STATED EXERCISE:
Each line containing the word "draws" should be found and copied.

DATA EXCERPTS:
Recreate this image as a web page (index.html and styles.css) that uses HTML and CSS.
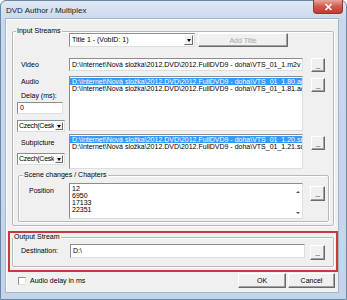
FILE: index.html
```html
<!DOCTYPE html>
<html lang="cs">

<head>
	<meta charset="UTF-8">
	<title>DVD Author / Multiplex</title>
	<link rel="stylesheet" href="styles.css">
</head>

<body>
	<div class="window">
		<div class="titlebar">
			<span class="title">DVD Author / Multiplex</span>
			<span class="close">
				<svg width="9" height="8" viewBox="0 0 9 8"><path d="M1.5 1 L7.5 7 M7.5 1 L1.5 7" stroke="#fff" stroke-width="1.6" fill="none"/></svg>
			</span>
		</div>

		<div class="client">
			<fieldset class="group input-streams">
				<legend>Input Streams</legend>

				<div class="row title-row">
					<div class="combo title-combo">
						<span class="combo-text">Title 1 - (VobID: 1)</span>
						<span class="combo-btn"><i class="arrow"></i></span>
					</div>
					<button class="btn add-title" disabled>Add Title</button>
				</div>

				<div class="row video-row">
					<label class="lbl">Video</label>
					<div class="field path">D:\Internet\Nová složka\2012.DVD\2012.FullDVD9 - doha\VTS_01_1.m2v</div>
					<button class="btn dots">...</button>
				</div>

				<div class="row audio-row">
					<div class="side">
						<div class="lbl audio-lbl">Audio</div>
						<div class="lbl delay-lbl">Delay (ms):</div>
						<div class="field delay">0</div>
						<div class="combo lang">
							<span class="combo-text">Czech(Cesk</span>
							<span class="combo-btn"><i class="arrow"></i></span>
						</div>
					</div>
					<div class="list audio-list">
						<div class="item sel">D:\Internet\Nová složka\2012.DVD\2012.FullDVD9 - doha\VTS_01_1.80.ac3</div>
						<div class="item">D:\Internet\Nová složka\2012.DVD\2012.FullDVD9 - doha\VTS_01_1.81.ac3</div>
					</div>
					<button class="btn dots">...</button>
				</div>

				<div class="row sub-row">
					<div class="side">
						<div class="lbl sub-lbl">Subpicture</div>
						<div class="combo lang">
							<span class="combo-text">Czech(Cesk</span>
							<span class="combo-btn"><i class="arrow"></i></span>
						</div>
					</div>
					<div class="list sub-list">
						<div class="item sel">D:\Internet\Nová složka\2012.DVD\2012.FullDVD9 - doha\VTS_01_1.20.sup</div>
						<div class="item">D:\Internet\Nová složka\2012.DVD\2012.FullDVD9 - doha\VTS_01_1.21.sup</div>
					</div>
					<button class="btn dots">...</button>
				</div>

				<fieldset class="group scene">
					<legend>Scene changes / Chapters</legend>
					<div class="row scene-row">
						<label class="lbl pos-lbl">Position</label>
						<div class="list scene-list">
							<div class="scene-items">
								<div class="item">12</div>
								<div class="item">6950</div>
								<div class="item">17133</div>
								<div class="item">22351</div>
							</div>
							<div class="vscroll">
								<i class="up"></i>
								<i class="down"></i>
							</div>
						</div>
						<button class="btn dots wide">...</button>
					</div>
				</fieldset>
			</fieldset>

			<div class="highlight">
				<fieldset class="group output">
					<legend>Output Stream</legend>
					<div class="row dest-row">
						<label class="lbl dest-lbl">Destination:</label>
						<div class="field dest">D:\</div>
						<button class="btn dots wide">...</button>
					</div>
				</fieldset>
			</div>

			<div class="footer">
				<span class="check"></span>
				<span class="check-lbl">Audio delay in ms</span>
				<button class="btn ok">OK</button>
				<button class="btn cancel">Cancel</button>
			</div>
		</div>
	</div>
</body>

</html>
```

FILE: styles.css
```css
* {
	box-sizing: border-box;
}

html,
body {
	height: 300px;
	overflow: hidden;
}

body {
	margin: 0;
	font-family: "Liberation Sans", Arial, sans-serif;
	font-size: 7px;
	color: #000;
	background: #fff;
}

.window {
	width: 347px;
	height: 300px;
	padding: 0 7px 0 4px;
	background: linear-gradient(#dfe9f5, #c9d9ec 18px, #c4d5ea);
	border: 1px solid #6a87a6;
	border-radius: 6px 6px 0 0;
	display: flex;
	flex-direction: column;
}

.titlebar {
	height: 17px;
	flex: none;
	display: flex;
	align-items: flex-start;
}

.title {
	font-size: 8px;
	line-height: 9px;
	margin: 5px 0 0 1px;
	color: #1a1a1a;
}

.close {
	margin: -1px -4px 0 auto;
	width: 30px;
	height: 14px;
	border: 1px solid #8b3b35;
	border-top: none;
	border-radius: 0 0 4px 4px;
	background: linear-gradient(#e9a79e, #d2594c 50%, #c23a2c);
	display: flex;
	align-items: center;
	justify-content: center;
}

.client {
	height: 275px;
	flex: none;
	background: #f0f0f0;
	border: 1px solid #a3b5ca;
	box-shadow: inset 1px 1px 0 #fff;
}

/* group boxes */
.group {
	margin: 0;
	padding: 0;
	min-width: 0;
	border: 1px solid #b9b9b9;
	border-radius: 2px;
	box-shadow: 1px 1px 0 #fff, inset 1px 1px 0 #fff;
}

legend {
	padding: 0 1px;
	line-height: 6px;
	height: 6px;
	background: #f0f0f0;
}

.input-streams {
	margin: 9px 0 0 6px;
	width: 322px;
	height: 198px;
}

.input-streams > legend {
	margin-left: 3px;
}

.row {
	display: flex;
	align-items: flex-start;
}

.lbl {
	display: block;
	white-space: nowrap;
}

/* inputs */
.field {
	background: #fff;
	border: 1px solid;
	border-color: #8d8d8d #dedede #dedede #8d8d8d;
	padding: 0 2px;
	white-space: nowrap;
	overflow: hidden;
}

.combo {
	display: flex;
	background: #fff;
	border: 1px solid;
	border-color: #8d8d8d #dedede #dedede #8d8d8d;
}

.combo-text {
	flex: 1;
	padding-left: 2px;
	white-space: nowrap;
	overflow: hidden;
}

.combo-btn {
	width: 9px;
	flex: none;
	margin: 1px;
	background: #f0f0f0;
	border: 1px solid;
	border-color: #fff #6b6b6b #6b6b6b #fff;
	display: flex;
	align-items: center;
	justify-content: center;
}

.arrow {
	border-left: 2.5px solid transparent;
	border-right: 2.5px solid transparent;
	border-top: 3px solid #000;
}

.btn {
	font: inherit;
	color: #000;
	padding: 0;
	flex: none;
	background: #f0f0f0;
	border: 1px solid;
	border-color: #fff #6b6b6b #6b6b6b #fff;
	box-shadow: inset -1px -1px 0 #a0a0a0;
}

.btn:disabled {
	color: #a8a8a8;
}

.dots {
	width: 14px;
	height: 14px;
	margin-left: 8px;
	line-height: 16px;
	letter-spacing: -0.5px;
}

.dots.wide {
	width: 15px;
	height: 15px;
	margin-left: 7px;
}

.list {
	background: #fff;
	border: 1px solid;
	border-color: #8d8d8d #dedede #dedede #8d8d8d;
	padding-top: 1px;
	overflow: hidden;
	flex: none;
}

.item {
	line-height: 7px;
	height: 7px;
	padding-left: 2px;
	white-space: nowrap;
}

.item.sel {
	background: #3399ff;
	color: #fff;
}

/* input streams rows */
.title-row {
	margin-top: -1px;
	padding-left: 56px;
	gap: 3px;
}

.title-combo {
	width: 126px;
	height: 14px;
	line-height: 12px;
}

.add-title {
	width: 90px;
	height: 14px;
}

.video-row {
	margin-top: 11px;
}

.video-row .lbl {
	width: 56px;
	flex: none;
	padding-left: 8px;
	line-height: 13px;
}

.path {
	width: 234px;
	height: 13px;
	line-height: 11px;
	flex: none;
}

.audio-row {
	margin-top: 4px;
}

.side {
	width: 56px;
	flex: none;
	padding-left: 4px;
}

.side .lbl {
	padding-left: 4px;
	line-height: 8px;
}

.audio-lbl {
	margin-top: 2px;
}

.delay-lbl {
	margin-top: 6px;
}

.delay {
	margin-top: 2px;
	width: 46px;
	height: 12px;
	line-height: 10px;
}

.lang {
	margin-top: 6px;
	width: 48px;
	height: 12px;
	line-height: 10px;
	letter-spacing: -0.3px;
}

.lang .combo-text {
	padding-left: 1px;
}

.lang .combo-btn {
	width: 8px;
}

.audio-list {
	width: 234px;
	height: 55px;
}

.audio-row .dots,
.sub-row .dots {
	margin-top: 2px;
}

.sub-row {
	margin-top: 2px;
}

.sub-lbl {
	margin-top: 5px;
}

.sub-list {
	width: 234px;
	height: 35px;
}

/* scene changes */
.scene {
	margin: 3px 0 0 5px;
	width: 311px;
	height: 50px;
}

.scene > legend {
	margin-left: 4px;
}

.scene-row {
	margin-top: 5px;
}

.pos-lbl {
	width: 50px;
	flex: none;
	padding-left: 10px;
	margin-top: 4px;
	line-height: 8px;
}

.scene-list {
	width: 234px;
	height: 36px;
	display: flex;
}

.scene-items {
	flex: 1;
}

.vscroll {
	width: 9px;
	display: flex;
	flex-direction: column;
	justify-content: space-between;
	align-items: center;
	padding: 6px 0 4px;
}

.vscroll i {
	border-left: 2px solid transparent;
	border-right: 2px solid transparent;
}

.vscroll .up {
	border-bottom: 2px solid #555;
}

.vscroll .down {
	border-top: 2px solid #555;
}

.scene-row .dots {
	margin-top: 3px;
}

/* output */
.highlight {
	margin: 5px 0 0 2px;
	width: 330px;
	height: 41px;
	border: 2px solid #c8383e;
}

.output {
	margin: 1px 0 0 2px;
	width: 322px;
	height: 33px;
}

.dest-row {
	margin-top: 4px;
}

.dest-lbl {
	width: 57px;
	flex: none;
	padding-left: 8px;
	line-height: 14px;
}

.dest {
	width: 235px;
	height: 14px;
	line-height: 12px;
	flex: none;
}

.dest-row .dots {
	margin-top: 1px;
	margin-left: 5px;
}

/* footer */
.footer {
	display: flex;
	align-items: center;
	height: 15px;
	margin-top: 1px;
	padding-left: 12px;
	padding-right: 3px;
}

.check {
	width: 8px;
	height: 8px;
	background: #fff;
	border: 1px solid;
	border-color: #8d8d8d #e0e0e0 #e0e0e0 #8d8d8d;
}

.check-lbl {
	margin-left: 4px;
}

.ok,
.cancel {
	height: 15px;
}

.ok {
	margin-left: auto;
	width: 48px;
}

.cancel {
	margin-left: 2px;
	width: 47px;
}
```
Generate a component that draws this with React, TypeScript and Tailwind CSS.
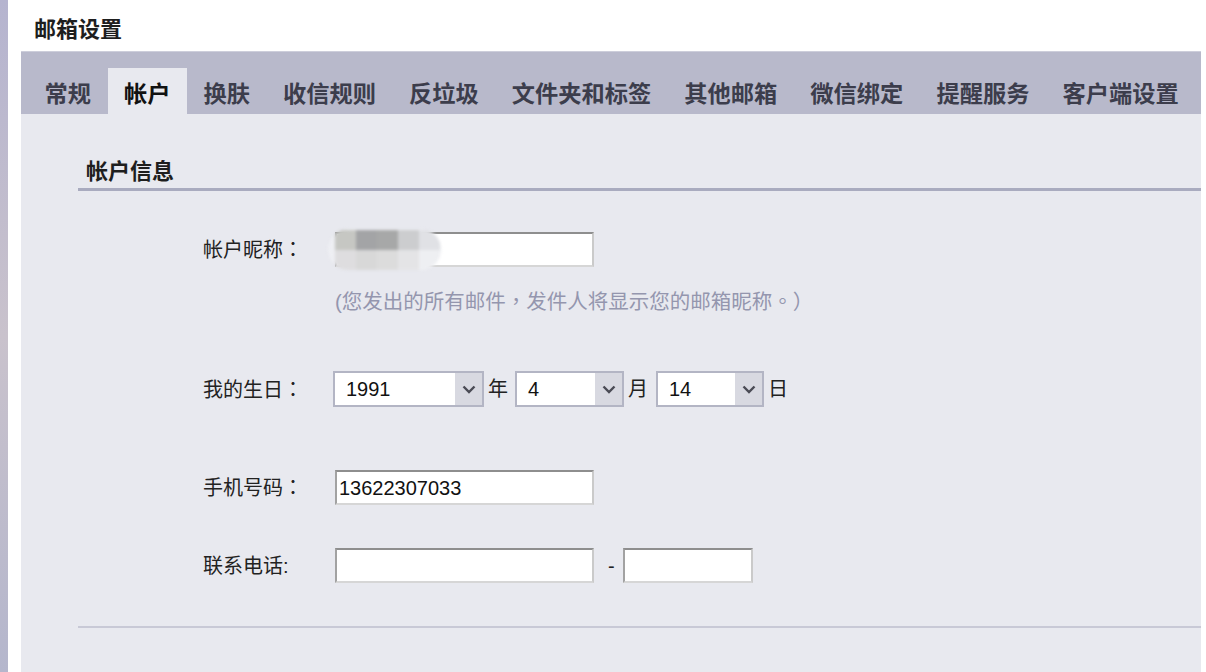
import React from "react";

const FONT = "font-['Liberation_Sans','Noto_Sans_CJK_SC',sans-serif]";
// centred full-width punctuation, as the reference's font draws it
const PUNCT = "font-['Noto_Sans_CJK_TC',sans-serif]";

const tabs = [
  "常规",
  "帐户",
  "换肤",
  "收信规则",
  "反垃圾",
  "文件夹和标签",
  "其他邮箱",
  "微信绑定",
  "提醒服务",
  "客户端设置",
];

// pixelated nickname (mosaic)
const mosaic = [
  ["#c6c7c3", "#a3a4a6", "#a7a8a8", "#cccdcf", "#e0e1e5"],
  ["#dedddf", "#d8d8d8", "#dcdcdc", "#e4e4e6", "#eeeff2"],
];

const TextBox = ({ value, width }: { value?: string; width: string }) => (
  <div
    className={`${width} h-[35px] bg-white border-2 border-t-[#8e8e8e] border-l-[#a2a2a2] border-b-[#d6d6d6] border-r-[#cacaca] flex items-center pl-[2px] text-[20px] text-[#111]`}
  >
    {value}
  </div>
);

const Select = ({ value, width }: { value: string; width: string }) => (
  <div
    className={`${width} h-[36px] bg-white border-2 border-[#b3b5c4] flex items-center`}
  >
    <span className="flex-1 pl-[11px] text-[20px] text-[#111]">{value}</span>
    <span className="w-[27px] h-full bg-[#d8d9e1] flex items-center justify-center">
      <svg width="14" height="9" viewBox="0 0 14 9">
        <path d="M1.5 1.5 L7 7 L12.5 1.5" fill="none" stroke="#4a4b55" strokeWidth="2.4" />
      </svg>
    </span>
  </div>
);

const Label = ({ text, colon = "：" }: { text: string; colon?: string }) => (
  <div className="w-[132px] text-[20px] text-[#222]">
    {text}
    <span className={colon === "：" ? PUNCT : ""}>{colon}</span>
  </div>
);

export default function App() {
  return (
    <div className={`flex w-[1206px] h-[672px] bg-white overflow-hidden ${FONT}`}>
      <div className="w-[8px] h-full bg-gradient-to-b from-[#b5b4cf] via-[#c9c2cc] to-[#b4b6cc]" />
      <div className="w-[13px]" />
      <div className="w-[1180px] flex flex-col">
        <div className="h-[51px] pt-[16px] pl-[13px] text-[22px] leading-[28px] font-bold text-[#1e1e1e]">
          邮箱设置
        </div>

        <div className="h-[63px] bg-[#b8b9cb] border-t border-[#cdcedb] flex items-end pl-[7px]">
          {tabs.map((t) => (
            <div
              key={t}
              className={`h-[46px] px-[16.5px] pt-[11px] text-[23.25px] leading-[30px] font-bold ${
                t === "帐户" ? "bg-[#e8e9ef] text-[#111]" : "text-[#3c3d4c]"
              }`}
            >
              {t}
            </div>
          ))}
        </div>

        <div className="flex-1 bg-[#e8e9ef] pl-[57px]">
          <div className="mt-[44px] pl-[8px] pb-[2px] text-[22px] leading-[28px] font-bold text-[#1e1e1e] border-b-[3px] border-[#a9abbf]">
            帐户信息
          </div>

          <div className="pl-[125px]">
            <div className="mt-[41px] flex items-center">
              <Label text="帐户昵称" />
              <div className="relative">
                <TextBox width="w-[259px]" />
                <div className="absolute left-[-7px] top-[-3px] h-[41px] w-[113px] rounded-full overflow-hidden bg-[#eeeff3] blur-[1.5px] pl-[7px] flex flex-col justify-center">
                  {mosaic.map((row, i) => (
                    <div key={i} className="flex">
                      {row.map((c, j) => (
                        <div key={j} className="w-[21px] h-[20px]" style={{ background: c }} />
                      ))}
                    </div>
                  ))}
                </div>
              </div>
            </div>
            <div className="mt-[19px] ml-[132px] text-[20.5px] leading-[28px] text-[#9496ae]">
              (您发出的所有邮件<span className={PUNCT}>，</span>发件人将显示您的邮箱昵称
              <span className={PUNCT}>。）</span>
            </div>

            <div className="mt-[55px] flex items-center text-[20px] text-[#222]">
              <Label text="我的生日" />
              <div className="-ml-[2px]">
                <Select value="1991" width="w-[151px]" />
              </div>
              <span className="ml-[4px] mr-[7px]">年</span>
              <Select value="4" width="w-[109px]" />
              <span className="ml-[4px] mr-[8px]">月</span>
              <Select value="14" width="w-[108px]" />
              <span className="ml-[4px]">日</span>
            </div>

            <div className="mt-[63px] flex items-center">
              <Label text="手机号码" />
              <TextBox value="13622307033" width="w-[259px]" />
            </div>

            <div className="mt-[43px] flex items-center">
              <Label text="联系电话" colon=":" />
              <TextBox width="w-[259px]" />
              <span className="ml-[14px] mr-[8px] text-[20px] text-[#222]">-</span>
              <TextBox width="w-[130px]" />
            </div>
          </div>

          <div className="mt-[43px] border-t-2 border-[#c8c9d6]" />
        </div>
      </div>
      <div className="w-[5px]" />
    </div>
  );
}
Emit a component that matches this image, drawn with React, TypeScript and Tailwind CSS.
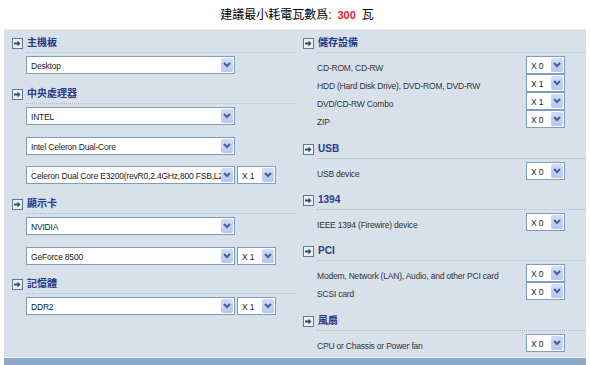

COMPLETED EXERCISE:
Generate a component that draws this with React, TypeScript and Tailwind CSS.
// centred full-width punctuation, as the reference's font draws it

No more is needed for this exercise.